\( f(x)=\frac{1}{9} x^{2}, x \leq 0 \) Determine the equation of \( f^{-1} \) with restriction in the form \( y=\ldots \ldots \) On the same system of axes, sketch the graphs \( f \) and \( f^{-1} \). Indicate clearly the intercepts with axes, as well as another point on the graph of each of \( f \) and Is \( f^{-1} \) a function? Give a reason for your answer.

To find the inverse \( f^{-1} \) of the function \( f(x) = \frac{1}{9} x^{2} \) for \( x \leq 0 \), we first express it in terms of \( y \): 1. Replace \( f(x) \) with \( y \): \[ y = \frac{1}{9} x^{2} \] 2. Solve for \( x \) in terms of \( y \): \[ 9y = x^{2} \] \[ x = \pm \sqrt{9y} \] Since we are considering \( x \leq 0 \), we take the negative root: \[ x = -3\sqrt{y} \] 3. Thus, the inverse function is: \[ f^{-1}(y) = -3\sqrt{y} \quad (y \geq 0) \] Now, let's now sketch the graphs of \( f \) and \( f^{-1} \): - The function \( f(x) \) is a parabola that opens upwards and is restricted to the left half of the Cartesian plane (since \( x \leq 0 \)). It has its vertex at the origin (0, 0).

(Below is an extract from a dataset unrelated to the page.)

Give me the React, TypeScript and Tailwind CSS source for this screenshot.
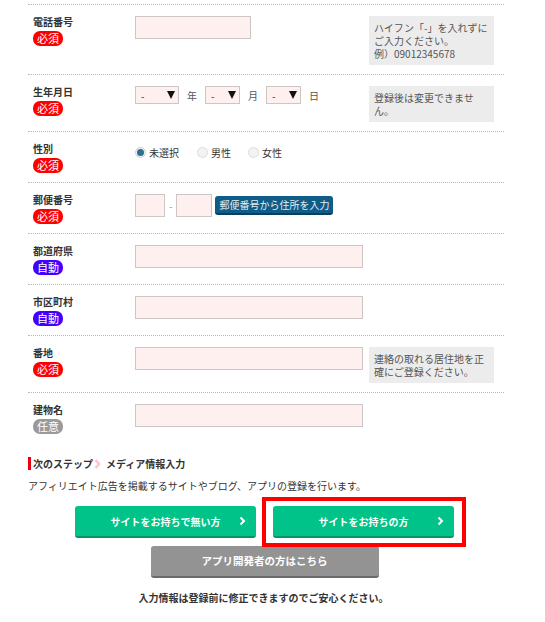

The intercept on the x-axis is at (0, 0) and another point could be (-3, 1/3) when \( x = -3 \) (since \( f(-3) = \frac{1}{9}(-3)^{2} = 1/3 \)). - The inverse function \( f^{-1}(y) \) is also a downward-opening curve starting from the origin extending to the left. The intercept on the y-axis is (0, 0) and another point could be (1/3, -3) when \( y = 1/3 \). As for whether \( f^{-1} \) is a function, yes, it is a function. A vertical line drawn anywhere on the graph of \( f^{-1} \) will intersect the graph at exactly one point, fulfilling the definition of a function. Additionally, since we only take the negative root for the inverse, we ensure that for every \( y \), there is one unique \( x \).